Abstract
Mammalian circadian rhythms are driven by the
transcriptional-translational feedback loop of clock genes in the
hypothalamic suprachiasmatic nucleus. However, chronic
methamphetamine treatment induces
circadian activity rhythms in arrhythmic animals with suprachiasmatic
nucleus lesions or clock gene deletions. Activation of dopaminergic
neurotransmission by methamphetamine is considered to induce activity
rhythms. Adenosine antagonizes the actions of dopamine at heteromers of
dopamine and adenosine receptors
(dopamine D1 and adenosine A1
receptors, dopamine D2 and adenosine A2A receptors). In this study, we
considered that adenosine inhibition acts similarly to
methamphetamine, and administered
an antagonist of adenosine A1 and A2A receptors, caffeine, in drinking
water. Chronic caffeine treatment extended the circadian activity period
of wild-type mice under constant darkness. The circadian period
extension continued for three weeks after the replacement of caffeine
with water. Chronic caffeine treatment induced
circasemidian
(~12 h),
circadian, and longer-period activity rhythms in clock gene deficient,cryptochrome (Cry) 1 and Cry 2 double knockout mice under
constant darkness. These activity rhythms changed periods spontaneously
over time and became arrhythmic upon caffeine withdrawal.

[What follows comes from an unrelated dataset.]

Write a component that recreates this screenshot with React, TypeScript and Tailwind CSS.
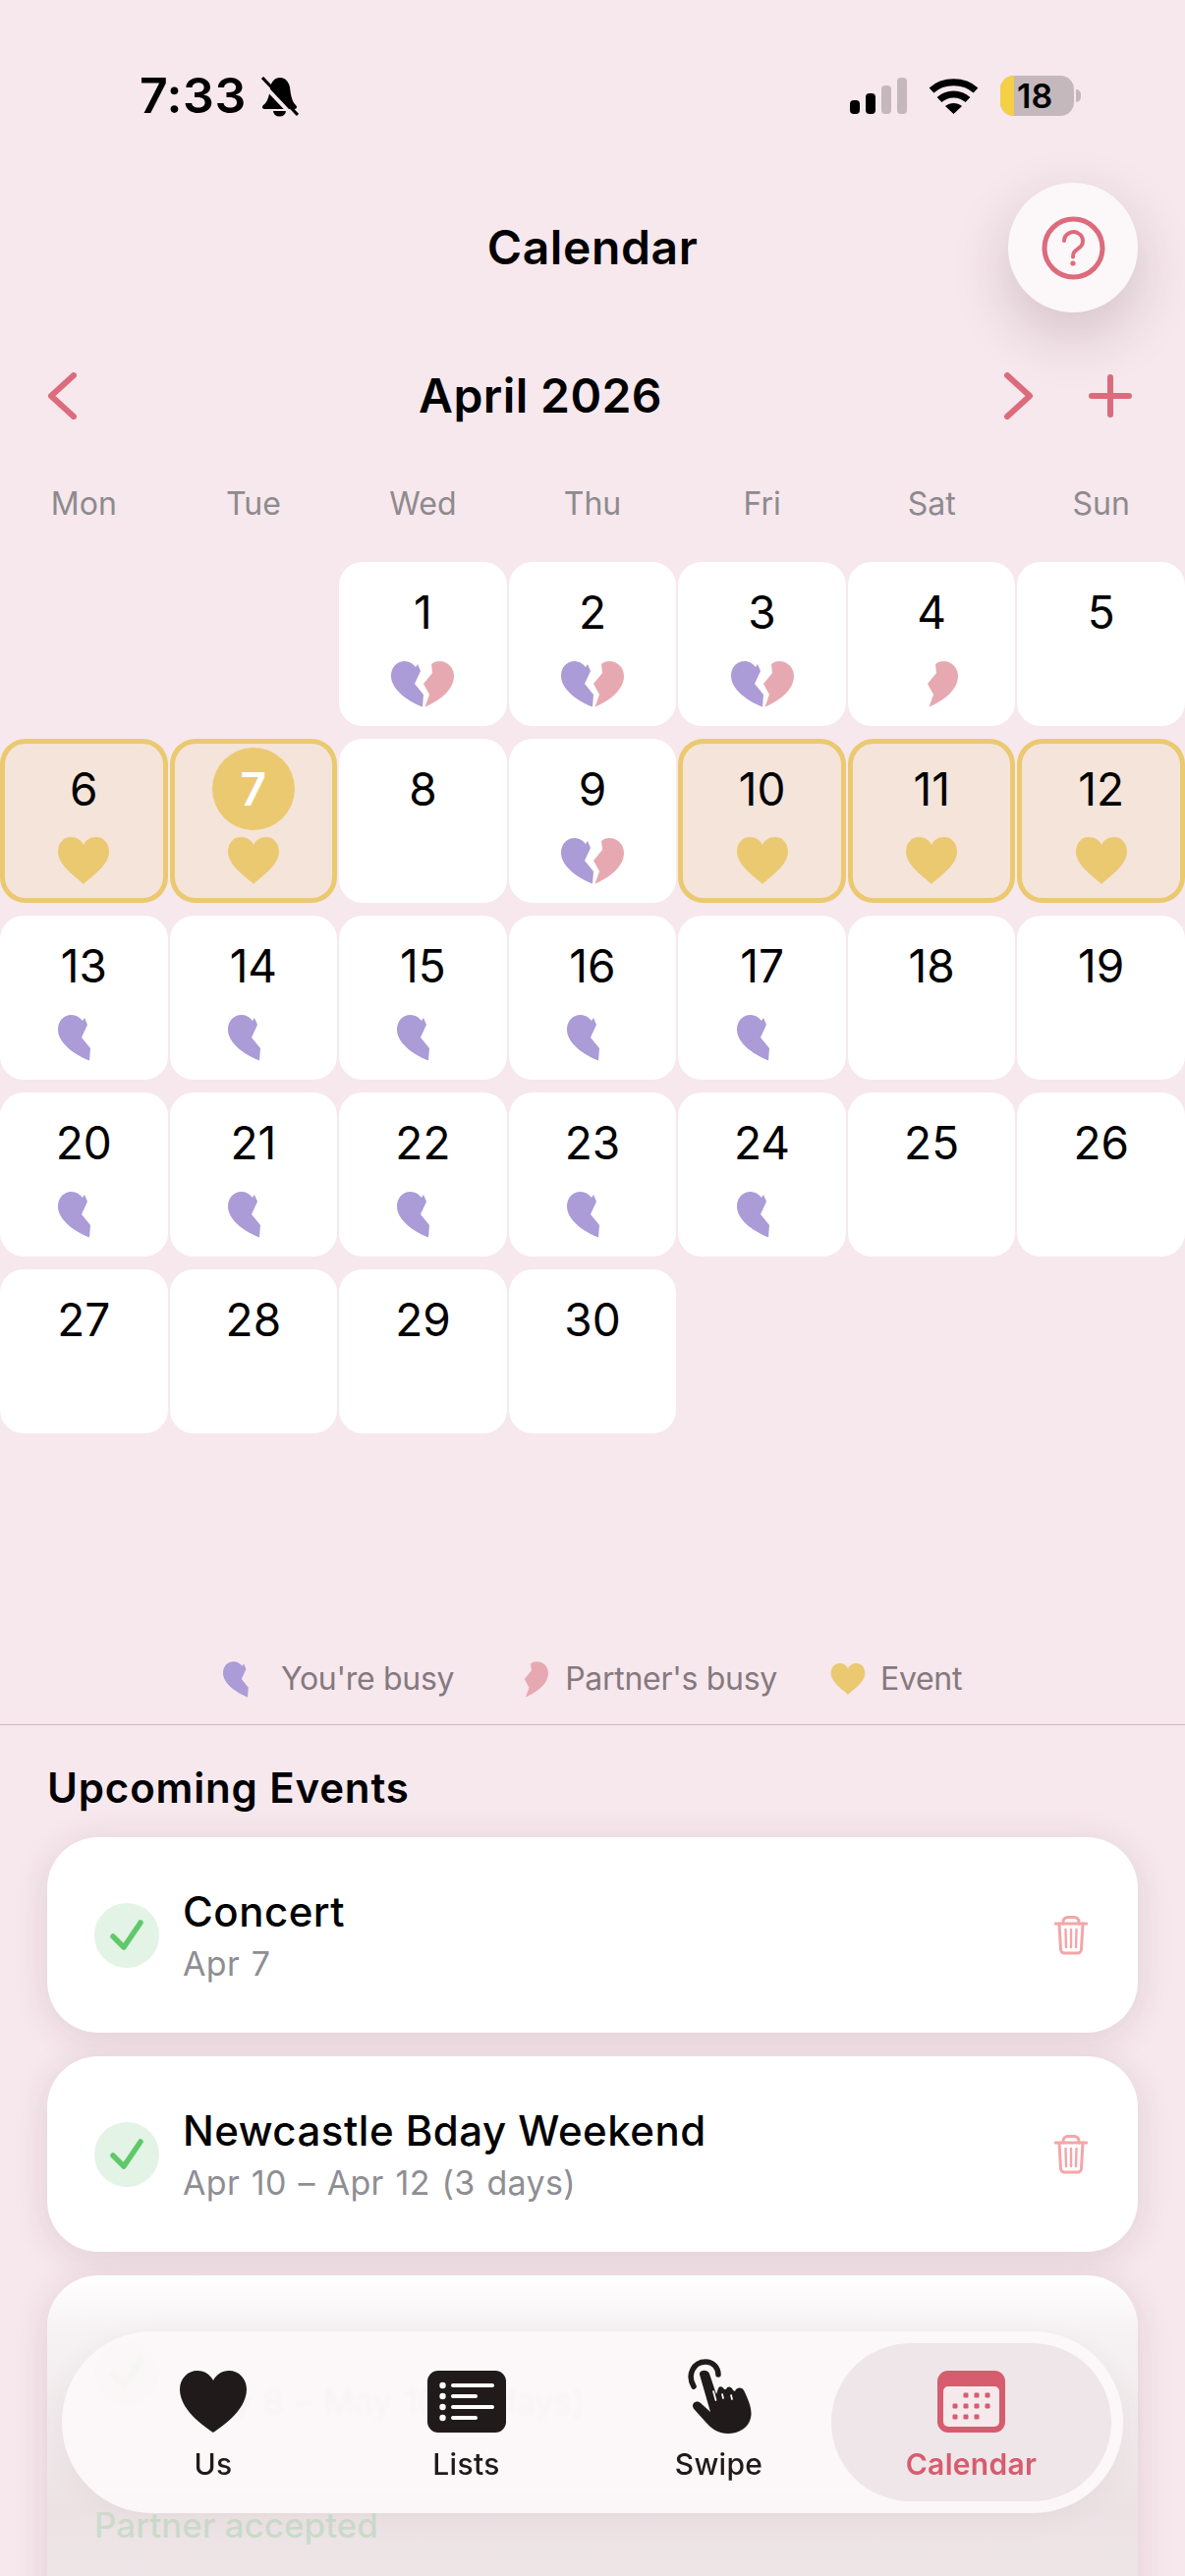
import React from 'react';

type Busy = 'me' | 'partner' | 'both' | 'event' | null;

interface DayProps {
  day: number;
  busy?: Busy;
  today?: boolean;
}

const WEEKDAYS = ['Mon', 'Tue', 'Wed', 'Thu', 'Fri', 'Sat', 'Sun'];

const DAYS: DayProps[] = [
  { day: 1, busy: 'both' },
  { day: 2, busy: 'both' },
  { day: 3, busy: 'both' },
  { day: 4, busy: 'partner' },
  { day: 5 },
  { day: 6, busy: 'event' },
  { day: 7, busy: 'event', today: true },
  { day: 8 },
  { day: 9, busy: 'both' },
  { day: 10, busy: 'event' },
  { day: 11, busy: 'event' },
  { day: 12, busy: 'event' },
  { day: 13, busy: 'me' },
  { day: 14, busy: 'me' },
  { day: 15, busy: 'me' },
  { day: 16, busy: 'me' },
  { day: 17, busy: 'me' },
  { day: 18 },
  { day: 19 },
  { day: 20, busy: 'me' },
  { day: 21, busy: 'me' },
  { day: 22, busy: 'me' },
  { day: 23, busy: 'me' },
  { day: 24, busy: 'me' },
  { day: 25 },
  { day: 26 },
  { day: 27 },
  { day: 28 },
  { day: 29 },
  { day: 30 },
];

const BrokenHeart = ({ left, right, className }: { left?: boolean; right?: boolean; className: string }) => (
  <svg viewBox="0 0 64 47" className={className}>
    {left && (
      <path
        fill="#ab9bd7"
        d="M32 46.5 L33 34 L24 23 L30 10 L27 3 L25 6 C22 2 18 0 14 0 C5 0 0 7 0 15 C0 30 20 42 32 46.5Z"
      />
    )}
    {right && (
      <path
        fill="#e7a9b1"
        d="M34.5 46.5 L39 34 L33 23 L42 12 L41 3 C43 1 46 0 49 0 C58 0 64 7 64 15 C64 30 48 41 34.5 46.5Z"
      />
    )}
  </svg>
);

const GoldHeart = ({ className }: { className: string }) => (
  <svg viewBox="0 0 52 48" className={className}>
    <path
      fill="#ebc971"
      d="M26 48 C22 43 0 30 0 15 C0 6 6 0 13 0 C19 0 24 3 26 8 C28 3 33 0 39 0 C46 0 52 6 52 15 C52 30 30 43 26 48Z"
    />
  </svg>
);

const DayCell = ({ day, busy, today }: DayProps) => {
  const isEvent = busy === 'event';
  return (
    <div
      className={
        isEvent
          ? 'h-[167px] rounded-[26px] bg-[#f5e4da] ring-[5px] ring-inset ring-[#ebc971] flex flex-col items-center pt-[26px]'
          : 'h-[167px] rounded-[24px] bg-white flex flex-col items-center pt-[26px]'
      }
    >
      {today ? (
        <div className="w-[84px] h-[84px] -my-[17px] rounded-full bg-[#ebc971] flex items-center justify-center text-white text-[46px] font-semibold leading-[50px]">
          {day}
        </div>
      ) : (
        <div className="h-[50px] text-[46px] leading-[50px] text-black">{day}</div>
      )}
      <div className="mt-[24px] h-[48px] flex items-center justify-center">
        {isEvent && <GoldHeart className="w-[52px] h-[48px]" />}
        {busy === 'both' && <BrokenHeart left right className="w-[64px] h-[47px]" />}
        {busy === 'me' && <BrokenHeart left className="ml-[12px] w-[64px] h-[47px]" />}
        {busy === 'partner' && <BrokenHeart right className="mr-[10px] w-[64px] h-[47px]" />}
      </div>
    </div>
  );
};

const CheckBadge = () => (
  <div className="w-[66px] h-[66px] shrink-0 rounded-full bg-[#e3f3e6]">
    <svg viewBox="0 0 66 66" className="w-[66px] h-[66px]">
      <path d="M19 34 L30 45 L47 20" fill="none" stroke="#5fc96a" strokeWidth="5.5" strokeLinecap="round" strokeLinejoin="round" />
    </svg>
  </div>
);

const TrashIcon = () => (
  <svg viewBox="0 0 34 40" className="w-[34px] h-[40px] shrink-0" fill="none" stroke="#f3a6a8" strokeLinecap="round">
    <path d="M1 8 H33" strokeWidth="3" />
    <path d="M9 8 V6 a4.5 4.5 0 0 1 4.5-4.5 h7 a4.5 4.5 0 0 1 4.5 4.5 V8" strokeWidth="3" />
    <path d="M5 8 L6.5 34 a4 4 0 0 0 4 4 h13 a4 4 0 0 0 4-4 L29 8" strokeWidth="3" />
    <path d="M11.5 14 L12 32 M17 14 V32 M22.5 14 L22 32" strokeWidth="2.4" />
  </svg>
);

const EventRow = ({ title, date }: { title?: string; date: string }) => (
  <div className="h-[199px] flex items-center pl-[48px] pr-[51px] gap-[24px]">
    <CheckBadge />
    <div className="flex-1">
      <div className="h-[50px] mt-[2px] text-[42px] leading-[50px] font-medium tracking-[0.5px] text-black">{title}</div>
      <div className="mt-[6px] text-[34px] leading-[44px] tracking-[0.3px] [word-spacing:2px] text-[#8e8e93]">{date}</div>
    </div>
    <TrashIcon />
  </div>
);

const cardShadow = 'shadow-[0_6px_36px_rgba(90,50,60,0.13)]';

const StatusBar = () => (
  <div className="h-[41px] mt-[77px] flex items-center pl-[142px] pr-[106px] text-black">
    <span className="text-[50px] font-semibold leading-[41px] tracking-[0.5px]">7:33</span>
    <svg viewBox="0 0 39 42" className="ml-[14px] w-[39px] h-[42px]">
      <path d="M20 2 C25 2 29 6 30 12 C31 20 32 26 36 30 C38 32 37 34 34 34 H5 C2 34 1 32 3 30 C8 26 9 20 10 12 C11 6 15 2 20 2Z" />
      <path d="M13 36 H26 a6.5 5.5 0 0 1 -13 0Z" />
      <path d="M0 6 L33 41" stroke="#f6e8ed" strokeWidth="4" />
      <path d="M2 2 L38 40" stroke="#000" strokeWidth="3.2" />
    </svg>
    <div className="flex-1" />
    <svg viewBox="0 0 58 37" className="w-[58px] h-[37px]">
      <rect x="0" y="23" width="10" height="14" rx="4" />
      <rect x="16" y="16" width="10" height="21" rx="4" />
      <rect x="32" y="8" width="10" height="29" rx="4" fill="#c4b8bc" />
      <rect x="48" y="0" width="10" height="37" rx="4" fill="#c4b8bc" />
    </svg>
    <svg viewBox="0 0 51 37" className="ml-[22px] w-[51px] h-[37px]">
      <path d="M3 13 C15 2 36 2 48 13" fill="none" stroke="#000" strokeWidth="7" />
      <path d="M11 22.500 C19 15 32 15 40 22.500" fill="none" stroke="#000" strokeWidth="7" />
      <path d="M25.500 37 L17 29 C22 25 29 25 34 29Z" />
    </svg>
    <div className="ml-[22px] w-[75px] h-[41px] rounded-[14px] bg-[#c4b8bc] overflow-hidden flex items-center">
      <div className="w-[14px] h-full bg-[#f5cf45]" />
      <span className="ml-[3px] text-[34px] leading-[41px] font-semibold">18</span>
    </div>
    <div className="ml-[2px] w-[5px] h-[13px] rounded-r-full bg-[#c4b8bc]" />
  </div>
);

const HelpButton = () => (
  <div className="absolute right-[48px] top-0 w-[132px] h-[132px] rounded-full bg-[#fcf7f9] shadow-[0_22px_60px_rgba(70,40,50,0.2)] flex items-center justify-center">
    <svg viewBox="0 0 65 65" className="w-[65px] h-[65px]" fill="none" stroke="#dc6b7c">
      <circle cx="32.500" cy="32.500" r="29.500" strokeWidth="5" />
      <path d="M23 25 a9.500 9 0 1 1 15 7.500 c-4 3 -6 4 -6 9" strokeWidth="4" strokeLinecap="round" />
      <circle cx="32" cy="48" r="2.600" fill="#dc6b7c" stroke="none" />
    </svg>
  </div>
);

const MonthNav = () => (
  <div className="h-[60px] mt-[55px] flex items-center pl-[48px] pr-[54px]">
    <svg viewBox="0 0 30 48" className="w-[30px] h-[48px]" fill="none" stroke="#dc6b7c" strokeWidth="6" strokeLinecap="round" strokeLinejoin="round">
      <path d="M27 3 L4 24 L27 45" />
    </svg>
    <div className="flex-1 text-center text-[48px] leading-[60px] font-semibold tracking-[0.4px] text-black">April 2026</div>
    <svg viewBox="0 0 30 48" className="w-[30px] h-[48px]" fill="none" stroke="#dc6b7c" strokeWidth="6" strokeLinecap="round" strokeLinejoin="round">
      <path d="M3 3 L26 24 L3 45" />
    </svg>
    <svg viewBox="0 0 44 44" className="ml-[56px] w-[44px] h-[44px]" fill="none" stroke="#dc6b7c" strokeWidth="6" strokeLinecap="round">
      <path d="M22 3 V41 M3 22 H41" />
    </svg>
  </div>
);

const Legend = () => (
  <div className="h-[40px] mt-[230px] flex items-center pl-[227px] text-[32px] leading-[40px] tracking-[-0.3px] text-[#85797f]">
    <BrokenHeart left className="w-[50px] h-[37px]" />
    <span className="ml-[9px]">You're busy</span>
    <BrokenHeart right className="ml-[46px] w-[50px] h-[37px]" />
    <span className="ml-[17px]">Partner's busy</span>
    <GoldHeart className="ml-[54px] w-[36px] h-[32px]" />
    <span className="ml-[15px]">Event</span>
  </div>
);

const SwipeIcon = () => (
  <svg viewBox="0 0 66 76" className="w-[66px] h-[76px]">
    <path d="M7 28 C0 16 7 3 19 3 C27 3 32 9 32 16" fill="none" stroke="#211a1b" strokeWidth="5.500" strokeLinecap="round" />
    <path
      fill="#211a1b"
      d="M13 16 C12 11 21 10 23 15 L30 36 L32 30 C33 27 37 28 38 31 L40 31 C41 27 46 28 47 32 L49 33 C50 29 56 28 58 32 C63 42 67 52 65 60 C63 70 53 76 42 76 C31 76 24 70 18 63 L9 53 C6 50 5 47 7 45 C9 43 12 43 14 45 L24 54 Z"
    />
    <path d="M27 33 L29.500 42 M36 36 L37 40 M45 37 L46 41" stroke="#fdf8fa" strokeWidth="1.800" strokeLinecap="round" />
  </svg>
);

const TabBar = () => (
  <div className="absolute left-[63px] top-[2373px] w-[1080px] h-[185px] rounded-[92px] bg-[rgba(253,248,250,0.9)] backdrop-blur-[2px] shadow-[0_4px_30px_rgba(90,50,60,0.05)] flex py-[12px] pl-[25px]">
    <div className="w-[258px] flex flex-col items-center pt-[28px] text-[#211a1b]">
      <svg viewBox="0 0 68 63" className="w-[68px] h-[63px]">
        <path
          fill="#211a1b"
          d="M34 63 C30 60 0 42 0 19 C0 8 8 0 18 0 C25 0 31 4 34 10 C37 4 43 0 50 0 C60 0 68 8 68 19 C68 42 38 60 34 63Z"
        />
      </svg>
      <span className="mt-[14px] text-[30px] leading-[36px] font-medium tracking-[0.3px]">Us</span>
    </div>
    <div className="w-[257px] flex flex-col items-center pt-[28px] text-[#211a1b]">
      <svg viewBox="0 0 80 63" className="w-[80px] h-[63px]">
        <rect width="80" height="63" rx="11" fill="#211a1b" />
        {[15, 26, 37, 48].map((y, i) => (
          <React.Fragment key={y}>
            <circle cx="15.500" cy={y} r="3.200" fill="#fff" />
            <rect x="24" y={y - 2} width={i % 2 ? 27 : 44} height="4" rx="2" fill="#fff" />
          </React.Fragment>
        ))}
      </svg>
      <span className="mt-[14px] text-[30px] leading-[36px] font-medium tracking-[0.3px]">Lists</span>
    </div>
    <div className="w-[257px] flex flex-col items-center pt-[16px] text-[#211a1b]">
      <SwipeIcon />
      <span className="mt-[13px] text-[30px] leading-[36px] font-medium tracking-[0.3px]">Swipe</span>
    </div>
    <div className="w-[285px] -ml-[14px] rounded-[81px] bg-[#efe6e9] flex flex-col items-center pt-[28px] text-[#d65c6e]">
      <svg viewBox="0 0 69 63" className="w-[69px] h-[63px]">
        <rect width="69" height="63" rx="11" fill="#d65c6e" />
        <rect x="6" y="16" width="57" height="41" rx="5" fill="#f5e9ec" />
        {[
          [29, 25],
          [40, 25],
          [51, 25],
          [18, 36],
          [29, 36],
          [40, 36],
          [51, 36],
          [18, 47],
          [29, 47],
          [40, 47],
        ].map(([x, y]) => (
          <rect key={`${x}-${y}`} x={x - 2.5} y={y - 2.5} width="5" height="5" rx="1.200" fill="#d65c6e" />
        ))}
      </svg>
      <span className="mt-[14px] text-[30px] leading-[36px] font-semibold tracking-[0.3px]">Calendar</span>
    </div>
  </div>
);

export default function App() {
  return (
    <div className="relative w-[1206px] h-[2622px] overflow-hidden bg-[#f6e8ed] font-['Inter',sans-serif]">
      <StatusBar />

      <div className="relative h-[132px] mt-[68px] flex items-center justify-center">
        <h1 className="text-[48px] font-semibold tracking-[0.6px] text-black">Calendar</h1>
        <HelpButton />
      </div>

      <MonthNav />

      <div className="h-[40px] mt-[60px] grid grid-cols-7 gap-x-[2px] text-center text-[32px] leading-[40px] text-[#8e8a8e]">
        {WEEKDAYS.map(d => (
          <div key={d}>{d}</div>
        ))}
      </div>

      <div className="mt-[39px] grid grid-cols-7 gap-x-[2px] gap-y-[13px]">
        {/* April starts on a Wednesday */}
        <div />
        <div />
        {DAYS.map(d => (
          <DayCell key={d.day} {...d} />
        ))}
      </div>

      <Legend />

      <div className="h-px mt-[26px] bg-[#c9b9bf]" />

      <h2 className="ml-[48px] mt-[39px] h-[50px] text-[42px] leading-[50px] font-semibold tracking-[0.85px] text-black">Upcoming Events</h2>

      <div className="mt-[25px] mx-[48px] flex flex-col gap-[24px]">
        <div className={`rounded-[52px] bg-white ${cardShadow}`}>
          <EventRow title="Concert" date="Apr 7" />
        </div>
        <div className={`rounded-[52px] bg-white ${cardShadow}`}>
          <EventRow title="Newcastle Bday Weekend" date="Apr 10 – Apr 12 (3 days)" />
        </div>
        <div className={`relative h-[400px] shrink-0 rounded-[52px] bg-white ${cardShadow}`}>
          <EventRow date="May 8 – May 10 (3 days)" />
          <div className="mt-[35px] pl-[48px] text-[35px] leading-[40px] font-medium text-[#1ecd50]">Partner accepted</div>
          {/* fade over the last card, the tab bar floats on top of it */}
          <div className="absolute inset-0 rounded-[52px] bg-[linear-gradient(to_bottom,rgba(233,222,225,0)_0px,rgba(233,222,225,0.4)_60px,rgba(233,222,225,0.88)_240px,rgba(233,222,225,0.78)_306px)]" />
        </div>
      </div>

      <TabBar />
    </div>
  );
}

In humans, rhythms with shorter
or longer than 24 h periods are hypothesized to cause internal
desynchronization of the sleep-wake rhythm from the ~ 24
h body temperature rhythm under temporal isolation. Circasemidian
rhythms are hypothesized to cause afternoon sleepiness and nap.
Caffeine-induced rhythms may help in understanding rhythms with
not
around 24 h periods in humans.
KEYWORDS
caffeine, adenosine receptors,
circasemidian rhythm, circadian rhythm, cryptochrome